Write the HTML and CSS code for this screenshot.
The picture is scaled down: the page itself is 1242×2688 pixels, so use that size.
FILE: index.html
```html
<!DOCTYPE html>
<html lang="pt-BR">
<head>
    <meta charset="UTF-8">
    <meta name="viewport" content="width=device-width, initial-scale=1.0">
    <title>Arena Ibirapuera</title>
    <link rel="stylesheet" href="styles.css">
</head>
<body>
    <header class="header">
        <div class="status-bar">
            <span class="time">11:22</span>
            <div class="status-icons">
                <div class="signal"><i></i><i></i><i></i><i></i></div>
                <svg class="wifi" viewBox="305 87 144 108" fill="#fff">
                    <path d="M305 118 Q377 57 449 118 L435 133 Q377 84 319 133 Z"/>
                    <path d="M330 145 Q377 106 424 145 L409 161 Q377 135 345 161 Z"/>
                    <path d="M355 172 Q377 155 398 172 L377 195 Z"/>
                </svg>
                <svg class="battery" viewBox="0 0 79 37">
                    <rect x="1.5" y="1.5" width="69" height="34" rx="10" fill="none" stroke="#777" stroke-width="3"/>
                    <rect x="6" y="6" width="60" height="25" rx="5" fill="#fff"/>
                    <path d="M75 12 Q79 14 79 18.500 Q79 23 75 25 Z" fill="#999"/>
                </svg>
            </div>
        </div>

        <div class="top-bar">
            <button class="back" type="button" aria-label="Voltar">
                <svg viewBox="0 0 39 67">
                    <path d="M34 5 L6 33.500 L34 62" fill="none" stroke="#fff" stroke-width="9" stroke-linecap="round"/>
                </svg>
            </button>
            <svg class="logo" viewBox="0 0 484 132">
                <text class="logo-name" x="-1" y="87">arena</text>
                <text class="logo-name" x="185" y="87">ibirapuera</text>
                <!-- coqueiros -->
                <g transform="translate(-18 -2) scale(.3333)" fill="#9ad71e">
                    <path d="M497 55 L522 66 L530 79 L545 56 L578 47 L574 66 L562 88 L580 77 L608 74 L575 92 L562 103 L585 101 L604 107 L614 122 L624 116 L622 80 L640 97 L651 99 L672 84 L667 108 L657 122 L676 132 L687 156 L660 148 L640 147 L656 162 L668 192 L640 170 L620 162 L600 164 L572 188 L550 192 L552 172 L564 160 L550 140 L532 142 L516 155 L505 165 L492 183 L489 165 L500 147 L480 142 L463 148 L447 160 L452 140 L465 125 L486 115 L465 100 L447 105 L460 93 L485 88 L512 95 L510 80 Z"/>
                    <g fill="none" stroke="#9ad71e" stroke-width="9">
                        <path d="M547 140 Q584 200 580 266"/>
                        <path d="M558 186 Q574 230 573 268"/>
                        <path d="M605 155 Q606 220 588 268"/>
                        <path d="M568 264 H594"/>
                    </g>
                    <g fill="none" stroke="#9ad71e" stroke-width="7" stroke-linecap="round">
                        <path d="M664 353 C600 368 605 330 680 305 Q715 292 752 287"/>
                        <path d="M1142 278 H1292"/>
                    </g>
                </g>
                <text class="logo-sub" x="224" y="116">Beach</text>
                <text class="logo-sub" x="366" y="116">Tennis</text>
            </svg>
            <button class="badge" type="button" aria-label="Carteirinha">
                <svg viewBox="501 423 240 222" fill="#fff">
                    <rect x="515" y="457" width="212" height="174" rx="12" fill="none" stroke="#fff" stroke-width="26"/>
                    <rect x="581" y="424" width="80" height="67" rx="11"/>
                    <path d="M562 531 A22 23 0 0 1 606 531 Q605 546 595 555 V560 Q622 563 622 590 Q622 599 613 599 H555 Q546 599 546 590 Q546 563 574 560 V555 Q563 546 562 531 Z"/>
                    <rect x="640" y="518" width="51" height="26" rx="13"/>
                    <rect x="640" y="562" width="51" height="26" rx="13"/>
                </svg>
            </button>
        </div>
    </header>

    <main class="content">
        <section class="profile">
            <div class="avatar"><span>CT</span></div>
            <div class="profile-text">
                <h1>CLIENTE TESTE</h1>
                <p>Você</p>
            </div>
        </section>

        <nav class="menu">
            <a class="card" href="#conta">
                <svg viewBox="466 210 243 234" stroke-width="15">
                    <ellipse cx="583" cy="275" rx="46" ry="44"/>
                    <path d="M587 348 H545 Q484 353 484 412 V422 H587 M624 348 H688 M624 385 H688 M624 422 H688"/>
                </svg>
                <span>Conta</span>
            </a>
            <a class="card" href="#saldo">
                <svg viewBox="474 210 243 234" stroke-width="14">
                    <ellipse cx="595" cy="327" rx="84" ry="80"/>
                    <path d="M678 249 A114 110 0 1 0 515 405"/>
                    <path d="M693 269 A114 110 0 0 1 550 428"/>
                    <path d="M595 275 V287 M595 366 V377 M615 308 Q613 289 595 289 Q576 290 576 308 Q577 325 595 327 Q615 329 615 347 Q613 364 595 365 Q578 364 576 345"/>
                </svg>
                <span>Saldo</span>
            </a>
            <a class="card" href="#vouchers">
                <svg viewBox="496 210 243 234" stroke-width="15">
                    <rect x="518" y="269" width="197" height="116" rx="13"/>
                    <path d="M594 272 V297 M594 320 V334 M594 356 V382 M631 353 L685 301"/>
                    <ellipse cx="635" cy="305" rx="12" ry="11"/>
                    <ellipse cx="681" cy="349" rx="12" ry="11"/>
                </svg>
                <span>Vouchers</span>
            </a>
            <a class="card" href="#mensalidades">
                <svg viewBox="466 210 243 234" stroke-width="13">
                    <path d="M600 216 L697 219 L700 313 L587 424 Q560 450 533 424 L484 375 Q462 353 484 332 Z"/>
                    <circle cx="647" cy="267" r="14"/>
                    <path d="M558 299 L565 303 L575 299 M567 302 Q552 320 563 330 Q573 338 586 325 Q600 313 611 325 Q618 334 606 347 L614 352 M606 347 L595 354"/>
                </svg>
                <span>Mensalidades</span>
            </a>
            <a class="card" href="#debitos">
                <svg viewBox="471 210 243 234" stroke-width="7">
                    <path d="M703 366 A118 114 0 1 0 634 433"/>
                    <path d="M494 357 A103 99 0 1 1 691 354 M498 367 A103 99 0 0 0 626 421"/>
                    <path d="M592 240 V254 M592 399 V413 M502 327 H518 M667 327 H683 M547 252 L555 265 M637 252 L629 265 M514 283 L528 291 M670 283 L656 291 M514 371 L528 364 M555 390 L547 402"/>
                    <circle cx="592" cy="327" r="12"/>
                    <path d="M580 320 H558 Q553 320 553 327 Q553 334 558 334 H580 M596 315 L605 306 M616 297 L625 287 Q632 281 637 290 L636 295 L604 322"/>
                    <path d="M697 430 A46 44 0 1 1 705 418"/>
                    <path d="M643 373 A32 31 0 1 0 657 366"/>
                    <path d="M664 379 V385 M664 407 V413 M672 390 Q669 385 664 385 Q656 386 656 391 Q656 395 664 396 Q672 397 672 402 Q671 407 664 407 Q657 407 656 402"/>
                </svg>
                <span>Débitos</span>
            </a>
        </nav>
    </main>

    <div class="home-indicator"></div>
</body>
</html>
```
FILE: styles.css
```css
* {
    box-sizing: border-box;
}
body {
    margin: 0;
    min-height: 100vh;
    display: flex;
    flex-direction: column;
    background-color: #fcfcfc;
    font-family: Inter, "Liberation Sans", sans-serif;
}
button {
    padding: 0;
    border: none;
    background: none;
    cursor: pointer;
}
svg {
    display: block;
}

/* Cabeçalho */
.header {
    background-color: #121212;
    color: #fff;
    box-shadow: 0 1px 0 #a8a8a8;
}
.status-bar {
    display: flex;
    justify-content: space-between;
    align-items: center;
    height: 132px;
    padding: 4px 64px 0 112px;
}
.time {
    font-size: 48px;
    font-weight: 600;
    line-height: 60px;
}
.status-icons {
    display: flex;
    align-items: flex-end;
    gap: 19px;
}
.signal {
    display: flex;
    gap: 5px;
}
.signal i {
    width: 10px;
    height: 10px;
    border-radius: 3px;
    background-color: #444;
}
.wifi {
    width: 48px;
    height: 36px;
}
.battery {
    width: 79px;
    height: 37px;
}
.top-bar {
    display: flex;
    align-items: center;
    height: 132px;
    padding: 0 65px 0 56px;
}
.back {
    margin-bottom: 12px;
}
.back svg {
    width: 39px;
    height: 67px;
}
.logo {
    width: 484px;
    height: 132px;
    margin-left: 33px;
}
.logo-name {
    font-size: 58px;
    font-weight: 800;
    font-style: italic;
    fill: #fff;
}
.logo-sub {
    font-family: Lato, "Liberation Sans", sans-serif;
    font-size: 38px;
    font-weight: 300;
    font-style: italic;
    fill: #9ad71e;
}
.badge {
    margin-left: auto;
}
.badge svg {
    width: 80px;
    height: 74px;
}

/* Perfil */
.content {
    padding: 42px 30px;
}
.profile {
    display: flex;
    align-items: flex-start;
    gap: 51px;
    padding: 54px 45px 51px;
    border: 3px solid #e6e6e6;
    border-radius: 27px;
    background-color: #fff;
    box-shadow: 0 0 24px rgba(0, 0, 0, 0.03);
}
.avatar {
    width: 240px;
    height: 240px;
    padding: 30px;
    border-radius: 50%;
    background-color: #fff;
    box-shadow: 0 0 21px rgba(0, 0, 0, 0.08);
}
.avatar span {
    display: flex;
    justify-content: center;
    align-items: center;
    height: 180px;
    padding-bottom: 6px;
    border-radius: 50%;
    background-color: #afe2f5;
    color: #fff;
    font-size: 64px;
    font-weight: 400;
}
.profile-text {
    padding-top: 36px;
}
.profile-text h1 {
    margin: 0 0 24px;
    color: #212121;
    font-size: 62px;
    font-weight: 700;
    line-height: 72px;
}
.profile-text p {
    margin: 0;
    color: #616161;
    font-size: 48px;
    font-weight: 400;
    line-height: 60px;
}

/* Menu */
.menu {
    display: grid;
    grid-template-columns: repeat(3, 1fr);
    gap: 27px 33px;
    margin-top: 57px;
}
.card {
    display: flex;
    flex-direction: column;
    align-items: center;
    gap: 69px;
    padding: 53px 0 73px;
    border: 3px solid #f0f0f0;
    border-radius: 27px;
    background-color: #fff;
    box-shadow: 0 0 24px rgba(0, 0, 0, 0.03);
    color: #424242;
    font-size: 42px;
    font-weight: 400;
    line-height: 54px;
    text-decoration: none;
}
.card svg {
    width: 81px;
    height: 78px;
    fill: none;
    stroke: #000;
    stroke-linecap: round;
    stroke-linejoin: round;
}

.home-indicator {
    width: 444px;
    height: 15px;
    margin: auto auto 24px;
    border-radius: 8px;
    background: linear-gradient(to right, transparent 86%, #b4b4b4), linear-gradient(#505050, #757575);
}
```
----------
Description of the task >> Pick out all the lines with the word "size" in them and copy them.

Reply to the exercise >>
The picture is scaled down: the page itself is 1242×2688 pixels, so use that size.
    font-size: 48px;
    font-size: 58px;
    font-size: 38px;
    font-size: 64px;
    font-size: 62px;
    font-size: 48px;
    font-size: 42px;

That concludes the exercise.